5:09pm- boom I need to put my bed together...I hate that I keep looking for her car. I keep looking for her. My phone rings or I get a text and I'm hoping it's her. But I know it's not going to be her. An it's like man God, just remove her from my heart and mind. Free me from this desire for her. I just wanna move on with my life. Move on from this feeling. I need to move on, I hate feeling this way. Hate this undertone anger, this silent hurt I feel. The longing for love, the desire for companionship...I'm making another trip to the house. Tomorrow I'm taking the boys there to spend the weekend. And God willing we'll start living there Monday. I'll drop both them to work than head to work. I'm going to pay for the b&g tonight.
7:11pm- yeah I'm thinking by tomorrow I could have everything out that apartment and be fully in my house. Than the fun begins. Tonight I'm going to go back and finish setting up my bed, so I'll probably go back home around 9:30-10. I'm just ready to get away from there. To leave fort Pierce and start fresh. I actually am really proud of myself. Clerk hit me up to hang out but I declined. Like I'm not doing that anymore. I ain't destroying my soul anymore fucking that married woman. And honestly I'm not over mail. I don't want to have sex with anyone until I'm completely over mail. And I still think about her. I still look for her car, hope for a text or call. Which is dumb because she's blocked. An I'm not unblocking her until she shows effort to fix our love. She has realize I'm worth fighting for. I'm worth being vulnerable... She probably doing it for this other dude who ain't no where what I am.
7:30pm- I get sad when I think about it. How she could've been here with me. Her me and the kids together living in our house. I would've loved that. It's like how or why would she crave a life of clubs and bars and different men. Like what about a father for your child. What about stability. What about building a future for not just yourself but your family. The people you love. Your mom, nieces and nephews. What about a better life... I just don't get it but it's not my place. And some people really don't think they deserve better. They're stuck in their own way. Blocking their own blessings.

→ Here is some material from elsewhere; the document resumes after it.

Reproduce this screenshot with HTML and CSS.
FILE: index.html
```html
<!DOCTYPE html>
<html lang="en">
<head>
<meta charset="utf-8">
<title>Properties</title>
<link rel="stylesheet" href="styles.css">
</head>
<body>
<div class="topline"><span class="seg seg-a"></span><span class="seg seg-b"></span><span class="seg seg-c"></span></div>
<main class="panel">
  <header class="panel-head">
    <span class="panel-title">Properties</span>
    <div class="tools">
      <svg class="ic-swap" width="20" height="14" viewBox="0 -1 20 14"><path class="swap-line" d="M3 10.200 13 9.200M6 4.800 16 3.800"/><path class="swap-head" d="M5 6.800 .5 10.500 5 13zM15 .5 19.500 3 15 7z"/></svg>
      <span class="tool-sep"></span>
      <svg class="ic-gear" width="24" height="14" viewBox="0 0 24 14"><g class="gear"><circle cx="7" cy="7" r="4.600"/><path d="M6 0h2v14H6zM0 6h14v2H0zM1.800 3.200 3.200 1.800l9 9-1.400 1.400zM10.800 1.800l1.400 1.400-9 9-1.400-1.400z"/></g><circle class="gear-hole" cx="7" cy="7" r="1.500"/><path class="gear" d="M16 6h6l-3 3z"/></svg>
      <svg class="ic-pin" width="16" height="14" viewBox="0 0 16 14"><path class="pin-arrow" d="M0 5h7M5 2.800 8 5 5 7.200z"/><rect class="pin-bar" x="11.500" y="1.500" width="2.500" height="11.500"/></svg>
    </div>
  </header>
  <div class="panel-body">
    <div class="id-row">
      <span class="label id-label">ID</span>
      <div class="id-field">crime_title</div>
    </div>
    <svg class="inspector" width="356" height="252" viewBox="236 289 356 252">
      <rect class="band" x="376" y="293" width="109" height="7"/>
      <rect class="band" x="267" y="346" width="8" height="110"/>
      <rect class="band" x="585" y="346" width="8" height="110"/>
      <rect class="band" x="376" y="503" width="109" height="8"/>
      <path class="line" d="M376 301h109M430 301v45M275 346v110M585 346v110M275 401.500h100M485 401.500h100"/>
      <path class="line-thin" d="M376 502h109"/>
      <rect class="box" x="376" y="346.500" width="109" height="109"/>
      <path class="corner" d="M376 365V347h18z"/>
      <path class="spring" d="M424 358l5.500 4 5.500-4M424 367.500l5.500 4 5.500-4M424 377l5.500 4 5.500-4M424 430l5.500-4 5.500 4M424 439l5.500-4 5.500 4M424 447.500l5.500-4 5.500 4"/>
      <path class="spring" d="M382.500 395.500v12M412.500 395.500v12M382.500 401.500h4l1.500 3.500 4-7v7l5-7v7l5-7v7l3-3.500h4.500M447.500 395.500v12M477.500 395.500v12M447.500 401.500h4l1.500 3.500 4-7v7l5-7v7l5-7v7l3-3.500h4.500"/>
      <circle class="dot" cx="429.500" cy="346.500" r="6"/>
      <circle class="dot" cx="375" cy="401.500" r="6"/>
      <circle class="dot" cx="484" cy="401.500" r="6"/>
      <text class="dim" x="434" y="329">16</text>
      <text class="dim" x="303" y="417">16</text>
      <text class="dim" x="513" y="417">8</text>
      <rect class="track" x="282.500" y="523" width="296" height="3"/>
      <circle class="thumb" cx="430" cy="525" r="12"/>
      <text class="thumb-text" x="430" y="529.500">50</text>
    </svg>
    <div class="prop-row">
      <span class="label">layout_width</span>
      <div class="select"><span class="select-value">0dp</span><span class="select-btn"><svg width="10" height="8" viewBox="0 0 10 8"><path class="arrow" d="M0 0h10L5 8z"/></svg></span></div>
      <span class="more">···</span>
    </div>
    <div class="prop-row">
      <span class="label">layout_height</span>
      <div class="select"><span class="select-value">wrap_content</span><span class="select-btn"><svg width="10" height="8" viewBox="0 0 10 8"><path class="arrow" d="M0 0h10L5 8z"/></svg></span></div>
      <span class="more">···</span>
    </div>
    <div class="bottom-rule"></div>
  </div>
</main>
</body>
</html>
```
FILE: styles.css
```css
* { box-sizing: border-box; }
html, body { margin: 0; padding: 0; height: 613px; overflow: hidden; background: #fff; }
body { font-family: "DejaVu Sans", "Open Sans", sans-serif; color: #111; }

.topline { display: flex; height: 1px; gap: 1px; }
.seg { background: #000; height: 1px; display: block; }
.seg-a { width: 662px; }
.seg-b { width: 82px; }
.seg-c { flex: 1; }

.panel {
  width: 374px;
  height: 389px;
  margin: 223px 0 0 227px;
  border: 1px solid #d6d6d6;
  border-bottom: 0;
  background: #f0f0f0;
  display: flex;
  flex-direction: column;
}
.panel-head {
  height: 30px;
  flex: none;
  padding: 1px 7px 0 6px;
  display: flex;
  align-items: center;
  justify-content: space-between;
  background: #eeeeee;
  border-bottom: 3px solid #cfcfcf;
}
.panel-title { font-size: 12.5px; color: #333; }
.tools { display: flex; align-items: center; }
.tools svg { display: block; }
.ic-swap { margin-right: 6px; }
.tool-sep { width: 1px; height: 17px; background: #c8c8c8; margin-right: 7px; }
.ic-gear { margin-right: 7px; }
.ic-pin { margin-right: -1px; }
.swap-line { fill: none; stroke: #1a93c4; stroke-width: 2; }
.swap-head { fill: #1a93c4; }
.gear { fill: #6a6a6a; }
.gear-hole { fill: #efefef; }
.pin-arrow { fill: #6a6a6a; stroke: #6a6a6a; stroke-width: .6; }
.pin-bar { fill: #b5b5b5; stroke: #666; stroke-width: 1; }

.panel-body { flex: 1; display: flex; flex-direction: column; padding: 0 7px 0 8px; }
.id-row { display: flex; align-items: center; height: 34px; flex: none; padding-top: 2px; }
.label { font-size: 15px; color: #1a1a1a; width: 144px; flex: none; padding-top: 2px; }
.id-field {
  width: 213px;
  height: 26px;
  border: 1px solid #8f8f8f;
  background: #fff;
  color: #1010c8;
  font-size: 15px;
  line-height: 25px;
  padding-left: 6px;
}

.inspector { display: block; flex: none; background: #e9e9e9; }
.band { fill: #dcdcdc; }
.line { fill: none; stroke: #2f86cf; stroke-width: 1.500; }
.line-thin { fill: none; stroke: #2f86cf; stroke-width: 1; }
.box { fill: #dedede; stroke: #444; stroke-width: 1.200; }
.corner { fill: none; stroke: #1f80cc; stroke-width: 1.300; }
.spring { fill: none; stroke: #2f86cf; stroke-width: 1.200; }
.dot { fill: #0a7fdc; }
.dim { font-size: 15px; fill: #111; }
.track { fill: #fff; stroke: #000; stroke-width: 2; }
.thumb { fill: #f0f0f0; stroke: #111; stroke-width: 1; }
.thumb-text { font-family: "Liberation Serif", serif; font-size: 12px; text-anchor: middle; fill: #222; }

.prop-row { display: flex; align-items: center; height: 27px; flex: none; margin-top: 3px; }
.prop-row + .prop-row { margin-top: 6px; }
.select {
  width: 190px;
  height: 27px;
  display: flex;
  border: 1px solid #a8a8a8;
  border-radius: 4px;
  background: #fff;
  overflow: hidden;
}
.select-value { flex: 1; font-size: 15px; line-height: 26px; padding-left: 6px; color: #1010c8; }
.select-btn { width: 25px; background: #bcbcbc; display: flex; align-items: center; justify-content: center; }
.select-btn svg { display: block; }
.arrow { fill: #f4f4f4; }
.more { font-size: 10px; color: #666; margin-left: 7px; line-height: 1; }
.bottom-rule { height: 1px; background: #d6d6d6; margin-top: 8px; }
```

8:00pm- next year I'm buying a Tesla, that's my big goal. And pay off this debt. Well hell my goals are the same.
1. Cash rich life style (no debt, only mortgage)

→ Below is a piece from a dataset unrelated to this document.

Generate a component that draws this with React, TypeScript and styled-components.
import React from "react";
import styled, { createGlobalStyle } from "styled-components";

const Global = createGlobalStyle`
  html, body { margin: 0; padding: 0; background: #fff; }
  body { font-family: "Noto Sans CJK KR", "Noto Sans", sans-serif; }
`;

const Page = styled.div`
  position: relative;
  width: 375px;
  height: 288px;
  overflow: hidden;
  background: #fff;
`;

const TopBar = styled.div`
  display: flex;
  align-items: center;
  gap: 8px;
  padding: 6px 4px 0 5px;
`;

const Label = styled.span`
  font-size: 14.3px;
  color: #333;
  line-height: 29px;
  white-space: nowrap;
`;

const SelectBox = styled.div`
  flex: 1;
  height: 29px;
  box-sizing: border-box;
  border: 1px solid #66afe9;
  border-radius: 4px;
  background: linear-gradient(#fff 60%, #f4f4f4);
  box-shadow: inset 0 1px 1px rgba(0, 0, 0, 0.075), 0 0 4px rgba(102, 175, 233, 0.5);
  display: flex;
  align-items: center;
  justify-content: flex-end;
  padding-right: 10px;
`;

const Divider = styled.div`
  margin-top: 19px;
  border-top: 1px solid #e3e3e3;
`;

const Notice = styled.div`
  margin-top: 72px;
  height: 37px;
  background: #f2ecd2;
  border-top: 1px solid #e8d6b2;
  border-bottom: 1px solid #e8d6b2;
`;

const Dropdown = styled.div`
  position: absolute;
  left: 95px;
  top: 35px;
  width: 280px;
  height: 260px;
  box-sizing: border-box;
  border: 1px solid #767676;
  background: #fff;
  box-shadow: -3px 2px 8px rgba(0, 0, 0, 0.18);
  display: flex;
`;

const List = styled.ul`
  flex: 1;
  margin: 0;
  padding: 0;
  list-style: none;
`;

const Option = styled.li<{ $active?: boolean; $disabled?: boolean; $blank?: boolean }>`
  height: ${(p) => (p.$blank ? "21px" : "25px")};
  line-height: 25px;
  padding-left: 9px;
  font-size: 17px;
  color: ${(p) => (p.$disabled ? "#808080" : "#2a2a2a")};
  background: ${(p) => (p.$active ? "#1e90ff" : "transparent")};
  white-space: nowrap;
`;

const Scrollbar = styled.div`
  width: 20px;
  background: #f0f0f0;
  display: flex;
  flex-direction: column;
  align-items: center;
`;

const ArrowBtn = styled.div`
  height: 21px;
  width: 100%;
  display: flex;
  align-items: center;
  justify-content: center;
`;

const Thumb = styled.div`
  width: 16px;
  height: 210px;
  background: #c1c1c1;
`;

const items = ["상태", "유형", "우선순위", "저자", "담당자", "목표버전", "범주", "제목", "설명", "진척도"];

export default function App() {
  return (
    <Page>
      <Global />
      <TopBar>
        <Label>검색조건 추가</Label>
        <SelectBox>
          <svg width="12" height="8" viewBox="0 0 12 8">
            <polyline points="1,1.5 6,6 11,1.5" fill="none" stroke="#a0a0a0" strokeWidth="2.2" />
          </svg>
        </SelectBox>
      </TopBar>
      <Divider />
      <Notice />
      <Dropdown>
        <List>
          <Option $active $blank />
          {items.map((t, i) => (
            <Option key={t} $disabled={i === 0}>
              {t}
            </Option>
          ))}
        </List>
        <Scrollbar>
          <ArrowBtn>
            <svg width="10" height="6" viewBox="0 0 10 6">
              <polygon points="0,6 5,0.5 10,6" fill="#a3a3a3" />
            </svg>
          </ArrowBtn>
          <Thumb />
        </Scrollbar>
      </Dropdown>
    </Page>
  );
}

2. Get bachelor's degree (in cyber security)
3. Buy a used Tesla ($20k or less cash)
4. Make $100,000 a year solo (after taxes with degree or without)
5. Build brand (YouTube, books, movies, tufting)
6. build self (learn languages, healthy living & body)
Not in any order either, just things I'm going to seriously work on. An I can do all these things by myself. Shit I bought a house by myself. No father, no spouse, no mother, nobody helped me. Just me one and my kids and God did this. I pray God will send me a wife who will recognize my value and add to my life. But I'm so done with fort Pierce. I've yet to meet chick worth anything from here. An I'm not even joking. Even the chicks at my job from this place are just π«€π₯΄ nah man. I need a God fearing good woman who recognizes a man with potential and uplifts him. A woman who wants a man. That hardcore I don't need a man shit is played out. That shit for the birds. I want a lover girl, a girl who wants a man and wants to get married and wants a family and wants to live with her man and build and improve her life with someone. And as she learns me she'll decide I want to do all that with Joseph R Bristol! Cause baby, I'm seriously D@T GUY.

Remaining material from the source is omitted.